*Data lines*
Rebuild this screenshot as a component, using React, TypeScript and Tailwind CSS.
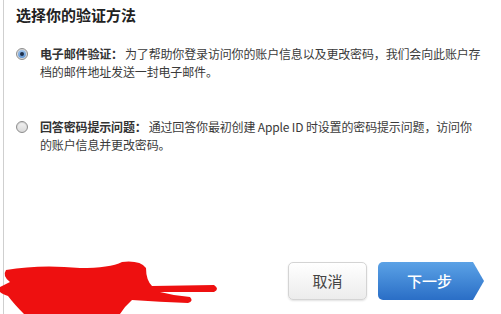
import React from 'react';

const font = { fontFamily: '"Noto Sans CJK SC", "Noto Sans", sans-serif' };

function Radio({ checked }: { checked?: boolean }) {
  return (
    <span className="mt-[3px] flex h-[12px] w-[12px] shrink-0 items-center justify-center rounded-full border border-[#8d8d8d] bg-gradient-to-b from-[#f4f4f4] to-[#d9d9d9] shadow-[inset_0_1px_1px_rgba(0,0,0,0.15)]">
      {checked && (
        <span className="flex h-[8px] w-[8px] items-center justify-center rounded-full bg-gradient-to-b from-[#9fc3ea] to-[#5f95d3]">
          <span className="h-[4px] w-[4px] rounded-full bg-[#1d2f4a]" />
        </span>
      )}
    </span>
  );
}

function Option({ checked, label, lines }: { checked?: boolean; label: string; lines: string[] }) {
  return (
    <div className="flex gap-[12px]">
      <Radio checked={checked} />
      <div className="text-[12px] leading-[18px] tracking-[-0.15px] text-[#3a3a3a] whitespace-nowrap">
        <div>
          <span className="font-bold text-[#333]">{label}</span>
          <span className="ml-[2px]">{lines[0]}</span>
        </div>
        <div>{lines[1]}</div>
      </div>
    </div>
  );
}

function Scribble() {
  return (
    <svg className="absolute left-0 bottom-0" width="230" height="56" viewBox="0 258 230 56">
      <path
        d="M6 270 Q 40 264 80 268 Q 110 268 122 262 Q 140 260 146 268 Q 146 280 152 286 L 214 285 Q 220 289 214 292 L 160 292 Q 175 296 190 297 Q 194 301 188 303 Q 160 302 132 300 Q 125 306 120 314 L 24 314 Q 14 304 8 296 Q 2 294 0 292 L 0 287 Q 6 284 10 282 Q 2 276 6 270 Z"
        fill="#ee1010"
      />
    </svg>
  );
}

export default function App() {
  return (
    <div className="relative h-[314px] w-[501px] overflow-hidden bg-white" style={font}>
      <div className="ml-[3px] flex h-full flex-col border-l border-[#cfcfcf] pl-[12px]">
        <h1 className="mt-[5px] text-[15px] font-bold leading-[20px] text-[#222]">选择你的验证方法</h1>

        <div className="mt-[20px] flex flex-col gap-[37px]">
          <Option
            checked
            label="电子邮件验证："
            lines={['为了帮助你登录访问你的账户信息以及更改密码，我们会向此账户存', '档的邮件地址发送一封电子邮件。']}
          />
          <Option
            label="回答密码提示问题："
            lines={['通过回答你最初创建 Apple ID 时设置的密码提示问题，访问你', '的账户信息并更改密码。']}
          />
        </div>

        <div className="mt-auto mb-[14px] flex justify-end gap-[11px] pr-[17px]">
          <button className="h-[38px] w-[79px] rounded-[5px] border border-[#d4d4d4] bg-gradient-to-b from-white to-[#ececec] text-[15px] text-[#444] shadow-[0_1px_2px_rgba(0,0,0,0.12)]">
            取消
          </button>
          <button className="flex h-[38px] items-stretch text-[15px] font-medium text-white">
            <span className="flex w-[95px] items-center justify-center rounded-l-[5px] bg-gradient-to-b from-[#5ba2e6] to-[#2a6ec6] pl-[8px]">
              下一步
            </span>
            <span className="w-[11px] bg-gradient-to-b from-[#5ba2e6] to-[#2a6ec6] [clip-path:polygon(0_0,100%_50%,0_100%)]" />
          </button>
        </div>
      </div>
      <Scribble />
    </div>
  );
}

*Exercise brief*
Write down every line from the opening of the listing to the line with "text-[15px] font-bold leading-[20px]", both included, and nothing else; the pictures are omitted.

*The result*
Rebuild this screenshot as a component, using React, TypeScript and Tailwind CSS.
import React from 'react';

const font = { fontFamily: '"Noto Sans CJK SC", "Noto Sans", sans-serif' };

function Radio({ checked }: { checked?: boolean }) {
  return (
    <span className="mt-[3px] flex h-[12px] w-[12px] shrink-0 items-center justify-center rounded-full border border-[#8d8d8d] bg-gradient-to-b from-[#f4f4f4] to-[#d9d9d9] shadow-[inset_0_1px_1px_rgba(0,0,0,0.15)]">
      {checked && (
        <span className="flex h-[8px] w-[8px] items-center justify-center rounded-full bg-gradient-to-b from-[#9fc3ea] to-[#5f95d3]">
          <span className="h-[4px] w-[4px] rounded-full bg-[#1d2f4a]" />
        </span>
      )}
    </span>
  );
}

function Option({ checked, label, lines }: { checked?: boolean; label: string; lines: string[] }) {
  return (
    <div className="flex gap-[12px]">
      <Radio checked={checked} />
      <div className="text-[12px] leading-[18px] tracking-[-0.15px] text-[#3a3a3a] whitespace-nowrap">
        <div>
          <span className="font-bold text-[#333]">{label}</span>
          <span className="ml-[2px]">{lines[0]}</span>
        </div>
        <div>{lines[1]}</div>
      </div>
    </div>
  );
}

function Scribble() {
  return (
    <svg className="absolute left-0 bottom-0" width="230" height="56" viewBox="0 258 230 56">
      <path
        d="M6 270 Q 40 264 80 268 Q 110 268 122 262 Q 140 260 146 268 Q 146 280 152 286 L 214 285 Q 220 289 214 292 L 160 292 Q 175 296 190 297 Q 194 301 188 303 Q 160 302 132 300 Q 125 306 120 314 L 24 314 Q 14 304 8 296 Q 2 294 0 292 L 0 287 Q 6 284 10 282 Q 2 276 6 270 Z"
        fill="#ee1010"
      />
    </svg>
  );
}

export default function App() {
  return (
    <div className="relative h-[314px] w-[501px] overflow-hidden bg-white" style={font}>
      <div className="ml-[3px] flex h-full flex-col border-l border-[#cfcfcf] pl-[12px]">
        <h1 className="mt-[5px] text-[15px] font-bold leading-[20px] text-[#222]">选择你的验证方法</h1>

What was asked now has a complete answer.